Eric Marek

Personal information
- Born: 21 February 2003 (age 23)

Sport
- Sport: Athletics
- Event: Sprint

Medal record
Men's athletics
Representing Italy
European U23 Championships
| Gold medal – first place | 2023 Espoo | 4x100m relay |
Mediterranean Games
| Gold medal – first place | 2026 Taranto | Mixed 4x100m |
| Silver medal – second place | 2026 Taranto | 100 m |

= Eric Marek =

Italian sprinter (born 2003)

Eric Marek (born 21 February 2003) is an Italian sprinter.

==Biography==
From Bergamo, and a member of Atletica Bergamo 1959 and the Italian Army, Marek competed in American football before focusing on athletics. He won the 60 meters title at the Italian Under 23 Indoor Championships in 2023. Competing outdoors he had a win the 100 meters at the Italian age-group Championships in Agropoli with a time of 10.28 seconds.
Marek won a gold medal later that year at the 2023 European Athletics U23 Championships in Espoo, Finland, while competing in the men’s 4 x 100 metres relay.
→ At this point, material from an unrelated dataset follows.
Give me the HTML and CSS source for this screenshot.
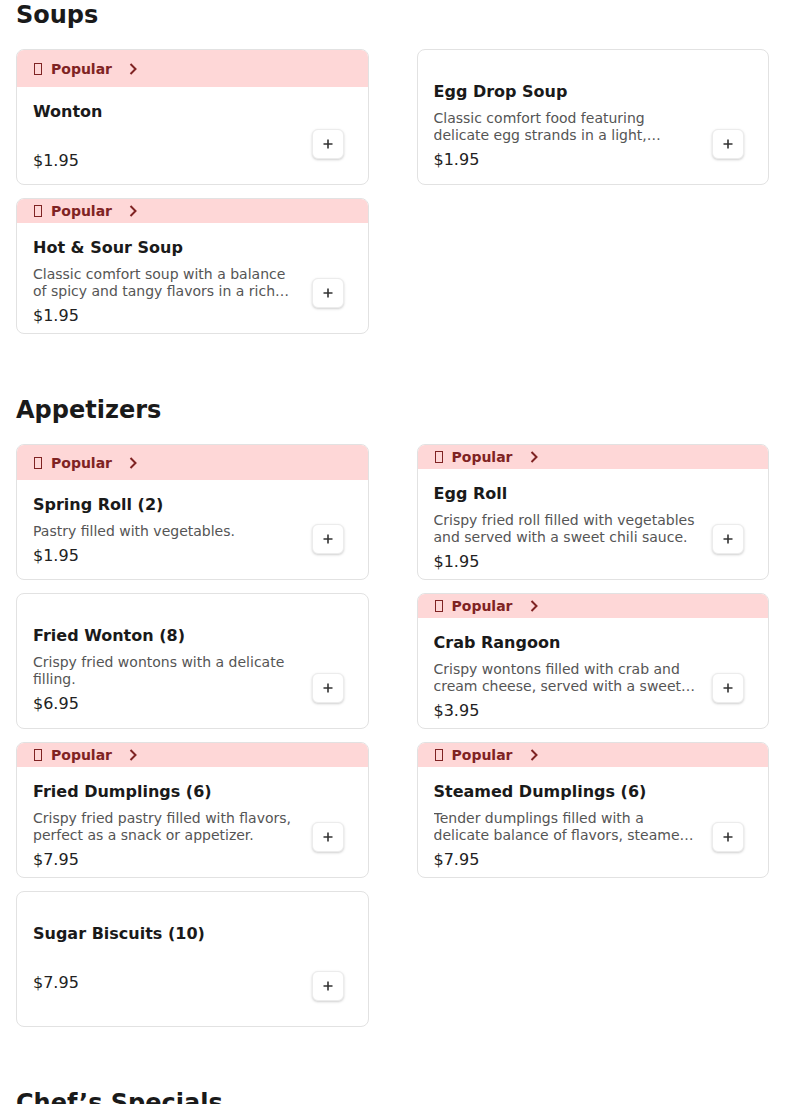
FILE: index.html
```html
<!DOCTYPE html>
<html lang="en">
<head>
    <meta charset="UTF-8">
    <meta name="viewport" content="width=device-width, initial-scale=1.0">
    <title>Menu</title>
    <link rel="stylesheet" href="styles.css">
</head>
<body>

    <main class="menu">

        <section class="category">
            <h2 class="category-title">Soups</h2>
            <div class="item-grid">
                <article class="item-card">
                    <div class="badge"><span class="badge-icon"></span><span>Popular</span><svg class="badge-chevron" width="10" height="14" viewBox="0 0 10 14"><polyline points="2.5,2 7.5,7 2.5,12" /></svg></div>
                    <div class="item-body">
                        <div class="item-info">
                            <h3 class="item-name">Wonton</h3>
                            <p class="item-desc"></p>
                            <p class="item-price">$1.95</p>
                        </div>
                        <button type="button" class="add-btn"><svg width="10" height="10" viewBox="0 0 10 10"><path d="M5 0.5v9M0.5 5h9" /></svg></button>
                    </div>
                </article>

                <article class="item-card plain">
                    <div class="item-body">
                        <div class="item-info">
                            <h3 class="item-name">Egg Drop Soup</h3>
                            <p class="item-desc">Classic comfort food featuring delicate egg strands in a light, flavorful chicken broth.</p>
                            <p class="item-price">$1.95</p>
                        </div>
                        <button type="button" class="add-btn"><svg width="10" height="10" viewBox="0 0 10 10"><path d="M5 0.5v9M0.5 5h9" /></svg></button>
                    </div>
                </article>

                <article class="item-card">
                    <div class="badge"><span class="badge-icon"></span><span>Popular</span><svg class="badge-chevron" width="10" height="14" viewBox="0 0 10 14"><polyline points="2.5,2 7.5,7 2.5,12" /></svg></div>
                    <div class="item-body">
                        <div class="item-info">
                            <h3 class="item-name">Hot &amp; Sour Soup</h3>
                            <p class="item-desc">Classic comfort soup with a balance of spicy and tangy flavors in a rich broth with tofu.</p>
                            <p class="item-price">$1.95</p>
                        </div>
                        <button type="button" class="add-btn"><svg width="10" height="10" viewBox="0 0 10 10"><path d="M5 0.5v9M0.5 5h9" /></svg></button>
                    </div>
                </article>
            </div>
        </section>

        <section class="category">
            <h2 class="category-title">Appetizers</h2>
            <div class="item-grid">
                <article class="item-card">
                    <div class="badge"><span class="badge-icon"></span><span>Popular</span><svg class="badge-chevron" width="10" height="14" viewBox="0 0 10 14"><polyline points="2.5,2 7.5,7 2.5,12" /></svg></div>
                    <div class="item-body">
                        <div class="item-info">
                            <h3 class="item-name">Spring Roll (2)</h3>
                            <p class="item-desc">Pastry filled with vegetables.</p>
                            <p class="item-price">$1.95</p>
                        </div>
                        <button type="button" class="add-btn"><svg width="10" height="10" viewBox="0 0 10 10"><path d="M5 0.5v9M0.5 5h9" /></svg></button>
                    </div>
                </article>

                <article class="item-card">
                    <div class="badge"><span class="badge-icon"></span><span>Popular</span><svg class="badge-chevron" width="10" height="14" viewBox="0 0 10 14"><polyline points="2.5,2 7.5,7 2.5,12" /></svg></div>
                    <div class="item-body">
                        <div class="item-info">
                            <h3 class="item-name">Egg Roll</h3>
                            <p class="item-desc">Crispy fried roll filled with vegetables and served with a sweet chili sauce.</p>
                            <p class="item-price">$1.95</p>
                        </div>
                        <button type="button" class="add-btn"><svg width="10" height="10" viewBox="0 0 10 10"><path d="M5 0.5v9M0.5 5h9" /></svg></button>
                    </div>
                </article>

                <article class="item-card plain">
                    <div class="item-body">
                        <div class="item-info">
                            <h3 class="item-name">Fried Wonton (8)</h3>
                            <p class="item-desc">Crispy fried wontons with a delicate filling.</p>
                            <p class="item-price">$6.95</p>
                        </div>
                        <button type="button" class="add-btn"><svg width="10" height="10" viewBox="0 0 10 10"><path d="M5 0.5v9M0.5 5h9" /></svg></button>
                    </div>
                </article>

                <article class="item-card">
                    <div class="badge"><span class="badge-icon"></span><span>Popular</span><svg class="badge-chevron" width="10" height="14" viewBox="0 0 10 14"><polyline points="2.5,2 7.5,7 2.5,12" /></svg></div>
                    <div class="item-body">
                        <div class="item-info">
                            <h3 class="item-name">Crab Rangoon</h3>
                            <p class="item-desc">Crispy wontons filled with crab and cream cheese, served with a sweet and sour sauce.</p>
                            <p class="item-price">$3.95</p>
                        </div>
                        <button type="button" class="add-btn"><svg width="10" height="10" viewBox="0 0 10 10"><path d="M5 0.5v9M0.5 5h9" /></svg></button>
                    </div>
                </article>

                <article class="item-card">
                    <div class="badge"><span class="badge-icon"></span><span>Popular</span><svg class="badge-chevron" width="10" height="14" viewBox="0 0 10 14"><polyline points="2.5,2 7.5,7 2.5,12" /></svg></div>
                    <div class="item-body">
                        <div class="item-info">
                            <h3 class="item-name">Fried Dumplings (6)</h3>
                            <p class="item-desc">Crispy fried pastry filled with flavors, perfect as a snack or appetizer.</p>
                            <p class="item-price">$7.95</p>
                        </div>
                        <button type="button" class="add-btn"><svg width="10" height="10" viewBox="0 0 10 10"><path d="M5 0.5v9M0.5 5h9" /></svg></button>
                    </div>
                </article>

                <article class="item-card">
                    <div class="badge"><span class="badge-icon"></span><span>Popular</span><svg class="badge-chevron" width="10" height="14" viewBox="0 0 10 14"><polyline points="2.5,2 7.5,7 2.5,12" /></svg></div>
                    <div class="item-body">
                        <div class="item-info">
                            <h3 class="item-name">Steamed Dumplings (6)</h3>
                            <p class="item-desc">Tender dumplings filled with a delicate balance of flavors, steamed to perfection.</p>
                            <p class="item-price">$7.95</p>
                        </div>
                        <button type="button" class="add-btn"><svg width="10" height="10" viewBox="0 0 10 10"><path d="M5 0.5v9M0.5 5h9" /></svg></button>
                    </div>
                </article>

                <article class="item-card plain">
                    <div class="item-body">
                        <div class="item-info">
                            <h3 class="item-name">Sugar Biscuits (10)</h3>
                            <p class="item-desc"></p>
                            <p class="item-price">$7.95</p>
                        </div>
                        <button type="button" class="add-btn"><svg width="10" height="10" viewBox="0 0 10 10"><path d="M5 0.5v9M0.5 5h9" /></svg></button>
                    </div>
                </article>
            </div>
        </section>

        <section class="category">
            <h2 class="category-title">Chef’s Specials</h2>
        </section>

    </main>

</body>
</html>
```

FILE: styles.css
```css
body {
    margin: 0;
    font-family: "DejaVu Sans", sans-serif;
    color: #1a1a1a;
    background: #fff;
}
.menu {
    padding: 0 16px;
}
.category + .category {
    margin-top: 61px;
}
.category-title {
    margin: 0 0 19px;
    font-size: 24px;
    line-height: 30px;
    font-weight: bold;
}
.item-grid {
    display: grid;
    grid-template-columns: 1fr 1fr;
    column-gap: 48px;
    row-gap: 13px;
}
.item-card {
    display: flex;
    flex-direction: column;
    box-sizing: border-box;
    height: 136px;
    border: 1px solid #e2e2e2;
    border-radius: 8px;
    background: #fff;
}
.item-card.plain {
    padding-top: 17px;
}
.badge {
    flex: 1 0 24px;
    display: flex;
    align-items: center;
    padding: 0 16px;
    border-radius: 7px 7px 0 0;
    background: #fed7d7;
    color: #7f2323;
    font-size: 14px;
    font-weight: bold;
    line-height: 16px;
}
.badge-icon {
    box-sizing: border-box;
    width: 8px;
    height: 12px;
    margin: 0 9px 0 1px;
    border: 1px solid #7f2323;
}
.badge-chevron {
    margin-left: 16px;
    fill: none;
    stroke: #7f2323;
    stroke-width: 2;
}
.item-body {
    flex: 0 1 auto;
    min-height: 0;
    display: flex;
    gap: 12px;
    padding: 13px 16px 11px;
}
.plain .item-body {
    flex-grow: 1;
}
.item-info {
    flex: 1;
    min-width: 0;
}
.item-name {
    margin: 0;
    font-size: 16px;
    line-height: 24px;
    font-weight: bold;
}
.item-desc {
    display: -webkit-box;
    -webkit-box-orient: vertical;
    -webkit-line-clamp: 2;
    overflow: hidden;
    min-height: 15px;
    margin: 6px 0 4px;
    font-size: 14px;
    line-height: 17px;
    color: #555;
}
.item-price {
    margin: 0;
    font-size: 16px;
    line-height: 24px;
    color: #222;
}
.add-btn {
    align-self: flex-end;
    flex: none;
    display: flex;
    align-items: center;
    justify-content: center;
    width: 32px;
    height: 30px;
    margin: 0 8px 14px 0;
    padding: 0;
    border: 1px solid #ececec;
    border-radius: 6px;
    background: #fff;
    box-shadow: 0 1px 3px rgba(0, 0, 0, 0.14), 0 1px 2px rgba(0, 0, 0, 0.06);
    cursor: pointer;
}
.add-btn svg {
    stroke: #333;
    stroke-width: 1.6;
}
```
Competing at the 2026 European Athletics Championships in Birmingham, England, he ran as part of the Italy men's 4 x 100 metres relay team as Italy won their heat to qualify for the final, and also ran for Italy in the final. Competing at the 2026 Mediterranean Gamss in Taranto, he won the silver medal over 100 metres and the gold medal in the mixed 4 x 100 metres relay.